GOAL: Give every line back verbatim, dropping all images.

--- start of GIVEN MATERIAL ---

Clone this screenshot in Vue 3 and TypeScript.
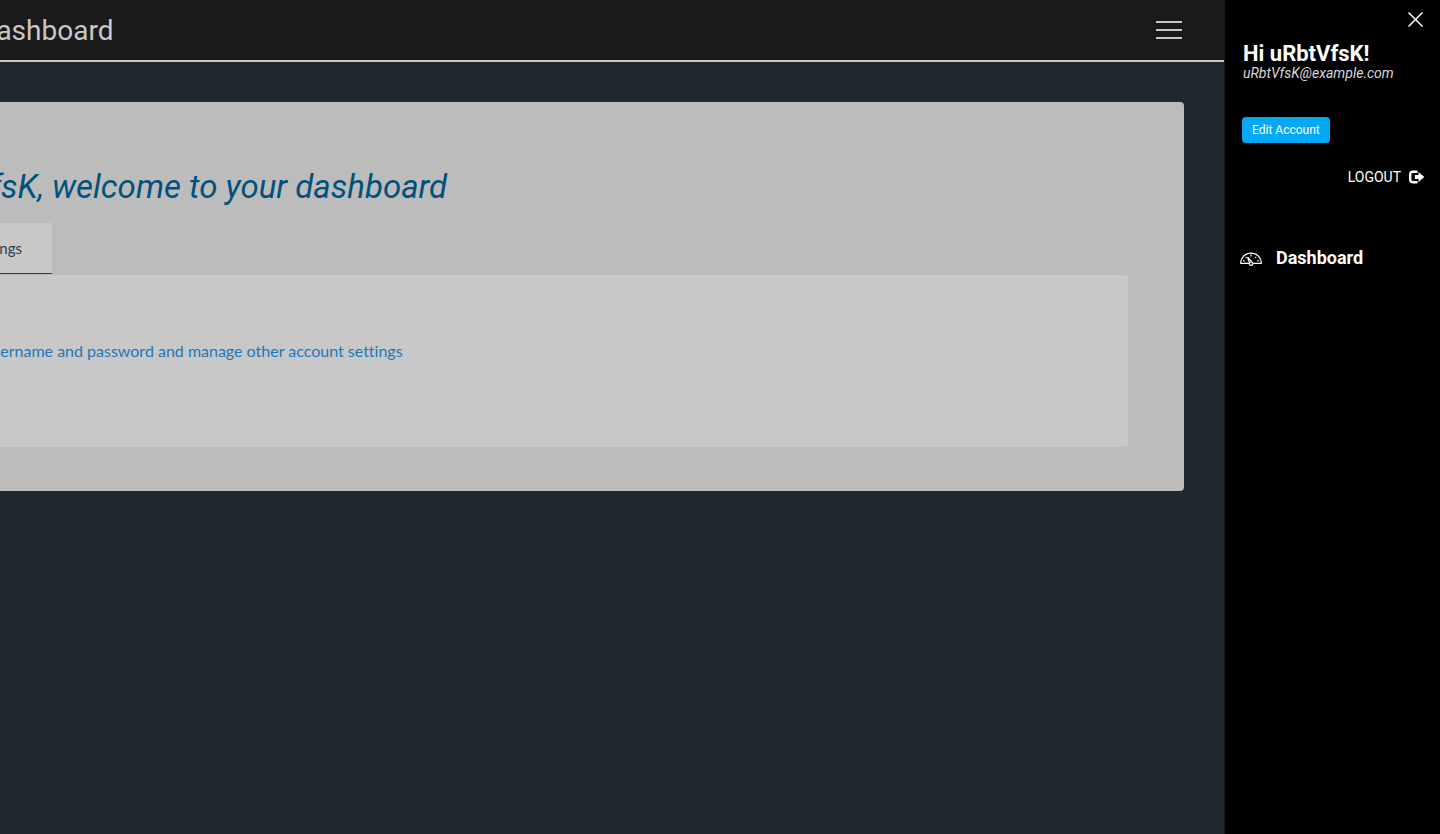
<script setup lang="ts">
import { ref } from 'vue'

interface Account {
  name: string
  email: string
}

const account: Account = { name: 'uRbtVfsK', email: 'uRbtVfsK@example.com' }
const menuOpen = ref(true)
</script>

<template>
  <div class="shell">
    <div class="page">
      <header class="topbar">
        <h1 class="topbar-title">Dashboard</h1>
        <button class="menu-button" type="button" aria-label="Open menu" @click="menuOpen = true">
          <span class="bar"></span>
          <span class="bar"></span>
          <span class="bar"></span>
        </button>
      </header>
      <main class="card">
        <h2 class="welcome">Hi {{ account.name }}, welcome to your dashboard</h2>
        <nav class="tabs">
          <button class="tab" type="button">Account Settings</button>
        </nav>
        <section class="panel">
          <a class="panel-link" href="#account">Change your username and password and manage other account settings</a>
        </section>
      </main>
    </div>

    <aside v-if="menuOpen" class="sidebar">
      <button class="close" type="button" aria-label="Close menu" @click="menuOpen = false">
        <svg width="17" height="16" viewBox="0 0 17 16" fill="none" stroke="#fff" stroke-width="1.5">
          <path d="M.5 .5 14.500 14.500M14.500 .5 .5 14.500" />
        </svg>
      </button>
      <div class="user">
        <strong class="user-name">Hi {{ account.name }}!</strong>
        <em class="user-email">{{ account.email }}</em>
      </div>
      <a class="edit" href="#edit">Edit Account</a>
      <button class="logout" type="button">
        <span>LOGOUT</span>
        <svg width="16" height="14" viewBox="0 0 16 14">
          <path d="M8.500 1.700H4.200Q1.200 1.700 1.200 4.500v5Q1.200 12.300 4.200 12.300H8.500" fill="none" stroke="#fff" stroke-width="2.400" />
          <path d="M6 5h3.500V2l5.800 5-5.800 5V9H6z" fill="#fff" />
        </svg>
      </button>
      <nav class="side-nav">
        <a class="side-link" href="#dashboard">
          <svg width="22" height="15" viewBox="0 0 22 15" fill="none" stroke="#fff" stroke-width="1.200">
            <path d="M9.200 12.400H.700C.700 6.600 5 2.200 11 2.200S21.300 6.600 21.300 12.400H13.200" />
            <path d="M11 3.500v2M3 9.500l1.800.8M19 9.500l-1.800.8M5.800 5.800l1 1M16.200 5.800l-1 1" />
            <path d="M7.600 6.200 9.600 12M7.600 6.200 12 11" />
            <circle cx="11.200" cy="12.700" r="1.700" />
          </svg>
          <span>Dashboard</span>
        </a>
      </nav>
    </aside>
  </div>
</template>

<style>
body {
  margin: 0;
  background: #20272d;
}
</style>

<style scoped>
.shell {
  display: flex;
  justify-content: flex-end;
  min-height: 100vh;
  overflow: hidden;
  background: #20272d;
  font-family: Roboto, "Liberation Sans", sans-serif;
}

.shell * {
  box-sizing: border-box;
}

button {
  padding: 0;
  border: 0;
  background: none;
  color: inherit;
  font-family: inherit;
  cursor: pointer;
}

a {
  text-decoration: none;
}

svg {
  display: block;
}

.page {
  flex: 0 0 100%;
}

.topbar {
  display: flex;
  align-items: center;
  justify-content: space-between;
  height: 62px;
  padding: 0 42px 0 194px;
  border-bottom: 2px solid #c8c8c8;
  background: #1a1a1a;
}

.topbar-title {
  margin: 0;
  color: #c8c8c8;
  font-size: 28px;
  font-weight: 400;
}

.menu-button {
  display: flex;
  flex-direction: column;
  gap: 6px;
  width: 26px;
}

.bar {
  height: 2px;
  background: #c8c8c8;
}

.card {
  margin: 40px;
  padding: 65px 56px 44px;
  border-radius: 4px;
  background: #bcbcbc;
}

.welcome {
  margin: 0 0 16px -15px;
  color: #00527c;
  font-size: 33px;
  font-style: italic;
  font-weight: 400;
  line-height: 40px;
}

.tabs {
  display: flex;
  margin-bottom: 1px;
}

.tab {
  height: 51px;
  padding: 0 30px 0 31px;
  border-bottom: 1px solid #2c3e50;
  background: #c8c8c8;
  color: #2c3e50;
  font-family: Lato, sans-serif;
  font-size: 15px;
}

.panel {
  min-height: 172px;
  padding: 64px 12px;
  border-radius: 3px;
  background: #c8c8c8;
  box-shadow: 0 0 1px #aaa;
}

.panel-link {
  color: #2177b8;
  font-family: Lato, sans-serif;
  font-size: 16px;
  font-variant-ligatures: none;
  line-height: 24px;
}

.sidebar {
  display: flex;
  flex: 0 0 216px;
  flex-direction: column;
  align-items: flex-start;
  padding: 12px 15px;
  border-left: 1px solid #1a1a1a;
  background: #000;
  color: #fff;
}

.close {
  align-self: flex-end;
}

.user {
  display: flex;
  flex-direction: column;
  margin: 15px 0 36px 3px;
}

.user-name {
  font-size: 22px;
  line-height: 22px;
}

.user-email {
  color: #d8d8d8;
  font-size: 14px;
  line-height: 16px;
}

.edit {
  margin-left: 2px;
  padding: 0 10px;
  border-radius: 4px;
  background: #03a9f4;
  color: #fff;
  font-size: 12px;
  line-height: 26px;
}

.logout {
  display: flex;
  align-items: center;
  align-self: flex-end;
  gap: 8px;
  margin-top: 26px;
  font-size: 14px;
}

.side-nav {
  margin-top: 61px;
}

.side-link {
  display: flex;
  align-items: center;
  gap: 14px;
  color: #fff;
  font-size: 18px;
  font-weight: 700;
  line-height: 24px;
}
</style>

--- end of GIVEN MATERIAL ---

RESULT OF THE TASK:
Clone this screenshot in Vue 3 and TypeScript.
<script setup lang="ts">
import { ref } from 'vue'

interface Account {
  name: string
  email: string
}

const account: Account = { name: 'uRbtVfsK', email: 'uRbtVfsK@example.com' }
const menuOpen = ref(true)
</script>

<template>
  <div class="shell">
    <div class="page">
      <header class="topbar">
        <h1 class="topbar-title">Dashboard</h1>
        <button class="menu-button" type="button" aria-label="Open menu" @click="menuOpen = true">
          <span class="bar"></span>
          <span class="bar"></span>
          <span class="bar"></span>
        </button>
      </header>
      <main class="card">
        <h2 class="welcome">Hi {{ account.name }}, welcome to your dashboard</h2>
        <nav class="tabs">
          <button class="tab" type="button">Account Settings</button>
        </nav>
        <section class="panel">
          <a class="panel-link" href="#account">Change your username and password and manage other account settings</a>
        </section>
      </main>
    </div>

    <aside v-if="menuOpen" class="sidebar">
      <button class="close" type="button" aria-label="Close menu" @click="menuOpen = false">
        <svg width="17" height="16" viewBox="0 0 17 16" fill="none" stroke="#fff" stroke-width="1.5">
          <path d="M.5 .5 14.500 14.500M14.500 .5 .5 14.500" />
        </svg>
      </button>
      <div class="user">
        <strong class="user-name">Hi {{ account.name }}!</strong>
        <em class="user-email">{{ account.email }}</em>
      </div>
      <a class="edit" href="#edit">Edit Account</a>
      <button class="logout" type="button">
        <span>LOGOUT</span>
        <svg width="16" height="14" viewBox="0 0 16 14">
          <path d="M8.500 1.700H4.200Q1.200 1.700 1.200 4.500v5Q1.200 12.300 4.200 12.300H8.500" fill="none" stroke="#fff" stroke-width="2.400" />
          <path d="M6 5h3.500V2l5.800 5-5.800 5V9H6z" fill="#fff" />
        </svg>
      </button>
      <nav class="side-nav">
        <a class="side-link" href="#dashboard">
          <svg width="22" height="15" viewBox="0 0 22 15" fill="none" stroke="#fff" stroke-width="1.200">
            <path d="M9.200 12.400H.700C.700 6.600 5 2.200 11 2.200S21.300 6.600 21.300 12.400H13.200" />
            <path d="M11 3.500v2M3 9.500l1.800.8M19 9.500l-1.800.8M5.800 5.800l1 1M16.200 5.800l-1 1" />
            <path d="M7.600 6.200 9.600 12M7.600 6.200 12 11" />
            <circle cx="11.200" cy="12.700" r="1.700" />
          </svg>
          <span>Dashboard</span>
        </a>
      </nav>
    </aside>
  </div>
</template>

<style>
body {
  margin: 0;
  background: #20272d;
}
</style>

<style scoped>
.shell {
  display: flex;
  justify-content: flex-end;
  min-height: 100vh;
  overflow: hidden;
  background: #20272d;
  font-family: Roboto, "Liberation Sans", sans-serif;
}

.shell * {
  box-sizing: border-box;
}

button {
  padding: 0;
  border: 0;
  background: none;
  color: inherit;
  font-family: inherit;
  cursor: pointer;
}

a {
  text-decoration: none;
}

svg {
  display: block;
}

.page {
  flex: 0 0 100%;
}

.topbar {
  display: flex;
  align-items: center;
  justify-content: space-between;
  height: 62px;
  padding: 0 42px 0 194px;
  border-bottom: 2px solid #c8c8c8;
  background: #1a1a1a;
}

.topbar-title {
  margin: 0;
  color: #c8c8c8;
  font-size: 28px;
  font-weight: 400;
}

.menu-button {
  display: flex;
  flex-direction: column;
  gap: 6px;
  width: 26px;
}

.bar {
  height: 2px;
  background: #c8c8c8;
}

.card {
  margin: 40px;
  padding: 65px 56px 44px;
  border-radius: 4px;
  background: #bcbcbc;
}

.welcome {
  margin: 0 0 16px -15px;
  color: #00527c;
  font-size: 33px;
  font-style: italic;
  font-weight: 400;
  line-height: 40px;
}

.tabs {
  display: flex;
  margin-bottom: 1px;
}

.tab {
  height: 51px;
  padding: 0 30px 0 31px;
  border-bottom: 1px solid #2c3e50;
  background: #c8c8c8;
  color: #2c3e50;
  font-family: Lato, sans-serif;
  font-size: 15px;
}

.panel {
  min-height: 172px;
  padding: 64px 12px;
  border-radius: 3px;
  background: #c8c8c8;
  box-shadow: 0 0 1px #aaa;
}

.panel-link {
  color: #2177b8;
  font-family: Lato, sans-serif;
  font-size: 16px;
  font-variant-ligatures: none;
  line-height: 24px;
}

.sidebar {
  display: flex;
  flex: 0 0 216px;
  flex-direction: column;
  align-items: flex-start;
  padding: 12px 15px;
  border-left: 1px solid #1a1a1a;
  background: #000;
  color: #fff;
}

.close {
  align-self: flex-end;
}

.user {
  display: flex;
  flex-direction: column;
  margin: 15px 0 36px 3px;
}

.user-name {
  font-size: 22px;
  line-height: 22px;
}

.user-email {
  color: #d8d8d8;
  font-size: 14px;
  line-height: 16px;
}

.edit {
  margin-left: 2px;
  padding: 0 10px;
  border-radius: 4px;
  background: #03a9f4;
  color: #fff;
  font-size: 12px;
  line-height: 26px;
}

.logout {
  display: flex;
  align-items: center;
  align-self: flex-end;
  gap: 8px;
  margin-top: 26px;
  font-size: 14px;
}

.side-nav {
  margin-top: 61px;
}

.side-link {
  display: flex;
  align-items: center;
  gap: 14px;
  color: #fff;
  font-size: 18px;
  font-weight: 700;
  line-height: 24px;
}
</style>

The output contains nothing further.